Phil Hay followed with a story of his own called Whizz Bang and here we do confess that this prompted perhaps an unnaturally high level of irritation on our part. But editors publishing their own fiction always seems to lend an air of Vanity Project to the proceedings. The story itself, the tale of a ‘50s town in which the young men perpetually crash in the Pontiacs, Chevys, and the rest, was often quite funny but too frantic and amped up – ultimately failing to add up to very much.
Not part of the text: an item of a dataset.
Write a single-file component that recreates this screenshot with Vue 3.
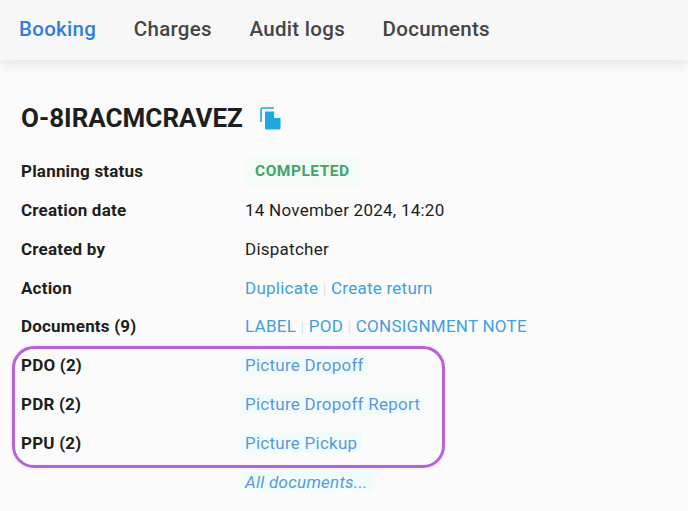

We couldn’t help recall James Wood’s infamous hysterical realism essay: “It is all shiny externality, a caricature.”
Poet Jeff McDaniel followed with a pair of poems, the first – an amusing ditty about God - better than the second – a ponderously political affair. As we’ve said before, we’re poetic nitwits, so feel free to discount our thoughts here but we were underwhelmed, disappointed. Perhaps it’s a Peck-like moment we’re having, experiencing undue anger at unfulfilled potential, but a moment in the second poem underscores the problems of his work. We do not have a copy of the published poem before us but there’s an excellent and loaded line, wherein he says (approximately) “Nobody pays attention to first straws.” The line is powerful and effective on its own but he proceeds to then follow it explaining that it’s last straws that get the attention, and thus the audience is bludgeoned with the point. And that’s a shame.
Alice Sebold – who rather rudely admonished TEV for taking her photograph (we gotcher Lovely Bones right here, sister) – read a short story called After the War, which fits a mold we’ve previously called the WeCSoW – the “Well-Crafted So What” – the polished, quietly New Yorker-ish story that essentially fades from view within the first five paragraphs, and a staple of MFA programs and writing workshops from Berkeley to Brooklyn.
Our dissatisfaction notwithstanding, it should be noted that the acolytes in the room lapped this all up, following the readings in their freshly purchased copy of Dust-Up. It was a cozy MFA lovefest to be sure, and although we theoretically support any upstart literary venture here in L.A., we’re unlikely to continue to follow the progress of Dust-Up, if this evening of alternatingly flat and excessively arch work is any indicator of what’s to come. There are interesting, exciting voices out there but Dust-Up appears to have resolved to steer clear, presenting the Same Old Folks telling the Same Old Stories.
And some of our best friends are MFAs. So there.
I love it when your panties get all wadded.
Posted by: Jimmy Beck, MFA | July 20, 2004 at 08:41 AM
I told you.
Posted by: ARC | July 20, 2004 at 08:54 AM
i don't know what mr. mcdaniel read, but he has got some good stuff.
course, i like john engman, too, so what do i know.
Posted by: red clay | July 20, 2004 at 11:33 PM
Thanks for covering this event. I was going to order a few copies, but now have second thoughts. Family emergencies aside, I would have been there and it sounds like I would have been disappointed too.